Kyoto Meets Komen

I can’t run the only organization that has this problem. On one hand, our plant management folks are talking about the millions of dollars we can save each year in deploying power management software on our computers. With over one hundred sites, all those humming computers between 5PM and 8AM, a lot of heat is getting cooled for no particular reason.

At the same time, the rise in grid computing (in which I have more than a passing interest), demands CPU cycles to be used to help create cures for cancer, new peptide polymers to create the latest designer drug to fight the dreaded liver spots, or seaching for Alf’s home planet.

There’s no confluence of interests in the cube farm. Sure, monitors can be powered down. With flat screen monitors, the heat difference is hugely lowered anyway. But that CPU, twiddling its digital thumbs for of most it’s glacial interaction with humans, can’t both effectively race for the cure while simultaneously give the HVAC systems — and our environment — a break.

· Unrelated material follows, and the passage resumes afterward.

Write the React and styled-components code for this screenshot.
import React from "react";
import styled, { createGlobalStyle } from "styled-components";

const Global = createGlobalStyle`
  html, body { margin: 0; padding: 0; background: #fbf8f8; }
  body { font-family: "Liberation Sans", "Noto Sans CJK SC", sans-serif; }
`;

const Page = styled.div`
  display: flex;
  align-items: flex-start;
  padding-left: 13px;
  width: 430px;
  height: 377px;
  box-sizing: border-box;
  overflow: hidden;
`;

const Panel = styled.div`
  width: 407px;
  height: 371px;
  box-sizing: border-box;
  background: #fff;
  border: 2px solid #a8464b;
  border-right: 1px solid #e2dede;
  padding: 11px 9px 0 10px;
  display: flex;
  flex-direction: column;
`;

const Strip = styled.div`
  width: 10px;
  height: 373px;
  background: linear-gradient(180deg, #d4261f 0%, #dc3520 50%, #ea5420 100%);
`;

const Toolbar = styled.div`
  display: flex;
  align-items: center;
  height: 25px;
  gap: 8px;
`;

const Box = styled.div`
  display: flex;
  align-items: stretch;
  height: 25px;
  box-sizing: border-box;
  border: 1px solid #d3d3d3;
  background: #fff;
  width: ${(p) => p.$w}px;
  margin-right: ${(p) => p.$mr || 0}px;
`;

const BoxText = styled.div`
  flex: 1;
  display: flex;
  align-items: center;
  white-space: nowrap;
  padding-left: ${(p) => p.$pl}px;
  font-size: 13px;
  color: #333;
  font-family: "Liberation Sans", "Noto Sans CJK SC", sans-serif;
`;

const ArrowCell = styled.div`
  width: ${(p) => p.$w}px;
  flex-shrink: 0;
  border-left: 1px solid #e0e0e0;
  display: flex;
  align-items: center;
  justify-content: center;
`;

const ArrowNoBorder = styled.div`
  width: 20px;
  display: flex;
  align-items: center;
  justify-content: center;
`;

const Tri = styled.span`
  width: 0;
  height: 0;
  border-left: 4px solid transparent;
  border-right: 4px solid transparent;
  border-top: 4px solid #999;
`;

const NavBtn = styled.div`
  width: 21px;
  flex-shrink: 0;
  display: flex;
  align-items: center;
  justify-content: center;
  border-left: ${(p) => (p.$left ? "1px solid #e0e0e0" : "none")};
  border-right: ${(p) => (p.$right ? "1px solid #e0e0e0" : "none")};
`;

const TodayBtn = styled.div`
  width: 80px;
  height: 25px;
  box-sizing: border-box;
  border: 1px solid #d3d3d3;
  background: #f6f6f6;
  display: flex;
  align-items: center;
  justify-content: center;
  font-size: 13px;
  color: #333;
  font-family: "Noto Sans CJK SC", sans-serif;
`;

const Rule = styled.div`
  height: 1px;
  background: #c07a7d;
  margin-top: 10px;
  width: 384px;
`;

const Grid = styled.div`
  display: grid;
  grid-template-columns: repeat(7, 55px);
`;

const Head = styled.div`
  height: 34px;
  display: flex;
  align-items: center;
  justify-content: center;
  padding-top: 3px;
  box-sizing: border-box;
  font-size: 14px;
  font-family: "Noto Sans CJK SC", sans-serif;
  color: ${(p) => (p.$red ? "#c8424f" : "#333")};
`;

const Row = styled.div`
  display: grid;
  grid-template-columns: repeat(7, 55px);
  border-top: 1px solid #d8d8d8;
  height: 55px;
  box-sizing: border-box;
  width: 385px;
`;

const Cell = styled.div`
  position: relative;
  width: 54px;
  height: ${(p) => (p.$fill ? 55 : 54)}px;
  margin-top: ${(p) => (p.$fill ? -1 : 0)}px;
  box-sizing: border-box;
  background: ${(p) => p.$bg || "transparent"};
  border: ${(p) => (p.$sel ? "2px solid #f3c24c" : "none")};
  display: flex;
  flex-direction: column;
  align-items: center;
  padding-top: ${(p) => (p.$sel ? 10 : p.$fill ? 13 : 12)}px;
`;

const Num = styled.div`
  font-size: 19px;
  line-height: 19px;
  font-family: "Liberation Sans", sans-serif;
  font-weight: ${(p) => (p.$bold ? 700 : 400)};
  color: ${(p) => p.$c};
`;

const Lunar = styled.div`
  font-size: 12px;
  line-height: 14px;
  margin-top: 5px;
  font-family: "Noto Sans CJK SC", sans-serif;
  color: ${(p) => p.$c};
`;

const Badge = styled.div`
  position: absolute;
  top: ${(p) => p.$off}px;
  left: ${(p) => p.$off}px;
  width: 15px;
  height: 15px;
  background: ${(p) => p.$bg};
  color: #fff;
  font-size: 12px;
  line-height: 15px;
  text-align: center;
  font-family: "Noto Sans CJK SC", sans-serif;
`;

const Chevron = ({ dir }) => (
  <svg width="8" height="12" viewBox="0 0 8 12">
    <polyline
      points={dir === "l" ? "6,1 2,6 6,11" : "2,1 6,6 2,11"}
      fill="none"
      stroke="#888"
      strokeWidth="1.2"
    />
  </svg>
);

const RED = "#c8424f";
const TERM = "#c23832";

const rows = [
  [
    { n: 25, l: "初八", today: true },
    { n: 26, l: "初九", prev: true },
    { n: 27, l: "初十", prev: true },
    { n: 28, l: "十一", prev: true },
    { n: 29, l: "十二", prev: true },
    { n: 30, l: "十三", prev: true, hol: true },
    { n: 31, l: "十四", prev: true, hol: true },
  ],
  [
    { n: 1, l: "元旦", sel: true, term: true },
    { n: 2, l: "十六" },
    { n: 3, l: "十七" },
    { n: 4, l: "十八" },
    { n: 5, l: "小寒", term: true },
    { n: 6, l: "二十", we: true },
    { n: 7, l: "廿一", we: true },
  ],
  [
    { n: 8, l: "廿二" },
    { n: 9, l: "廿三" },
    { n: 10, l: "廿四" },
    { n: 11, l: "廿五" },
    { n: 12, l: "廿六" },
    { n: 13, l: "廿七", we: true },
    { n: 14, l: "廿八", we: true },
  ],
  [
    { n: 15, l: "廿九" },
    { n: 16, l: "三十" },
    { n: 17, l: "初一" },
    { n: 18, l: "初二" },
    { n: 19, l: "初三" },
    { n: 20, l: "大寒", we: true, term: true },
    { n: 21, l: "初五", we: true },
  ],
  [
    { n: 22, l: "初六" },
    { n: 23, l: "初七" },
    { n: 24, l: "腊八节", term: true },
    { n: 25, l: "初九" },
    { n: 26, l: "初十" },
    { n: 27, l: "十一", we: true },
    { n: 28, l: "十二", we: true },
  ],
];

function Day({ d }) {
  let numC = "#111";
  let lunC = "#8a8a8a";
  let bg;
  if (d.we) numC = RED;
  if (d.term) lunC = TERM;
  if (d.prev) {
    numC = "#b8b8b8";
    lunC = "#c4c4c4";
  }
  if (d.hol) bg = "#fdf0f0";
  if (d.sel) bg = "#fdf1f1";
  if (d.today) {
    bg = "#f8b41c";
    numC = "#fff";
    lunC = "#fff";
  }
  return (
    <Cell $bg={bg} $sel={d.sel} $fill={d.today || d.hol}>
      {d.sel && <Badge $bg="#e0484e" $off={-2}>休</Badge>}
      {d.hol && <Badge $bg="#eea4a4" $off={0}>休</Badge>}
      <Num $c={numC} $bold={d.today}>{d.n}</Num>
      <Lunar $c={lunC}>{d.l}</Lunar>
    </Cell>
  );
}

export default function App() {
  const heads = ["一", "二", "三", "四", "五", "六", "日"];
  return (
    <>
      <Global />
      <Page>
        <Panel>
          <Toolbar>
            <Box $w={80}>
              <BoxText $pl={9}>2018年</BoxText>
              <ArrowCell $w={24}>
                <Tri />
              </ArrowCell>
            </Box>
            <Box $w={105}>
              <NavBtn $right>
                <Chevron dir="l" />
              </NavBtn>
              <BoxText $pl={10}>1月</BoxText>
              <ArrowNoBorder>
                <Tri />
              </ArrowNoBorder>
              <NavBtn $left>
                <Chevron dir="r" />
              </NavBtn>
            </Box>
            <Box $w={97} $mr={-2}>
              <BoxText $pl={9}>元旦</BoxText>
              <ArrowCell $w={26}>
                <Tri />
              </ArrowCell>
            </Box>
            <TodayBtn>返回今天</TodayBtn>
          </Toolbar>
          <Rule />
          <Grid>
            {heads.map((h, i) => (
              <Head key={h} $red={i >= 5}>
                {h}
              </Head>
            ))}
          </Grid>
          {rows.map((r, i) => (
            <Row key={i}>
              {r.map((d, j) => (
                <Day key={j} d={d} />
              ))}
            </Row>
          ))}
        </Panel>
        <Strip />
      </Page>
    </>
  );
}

The solution is to move grid computing away from the desktop, where the erg ROI is shaky and the grid software becomes an additional load on the desktop TCO, and back to the server. With their ability to manage larger jobs better, and with concomitantly faster payoffs, grid computing can be better accomodated. This is the logical direction: the grid community’s ROI is better and the incremental cooling costs are better managed in a more efficient and better controlled environment.

And we’ll let our faithful desktop servants sleep when we leave them at the end of the day.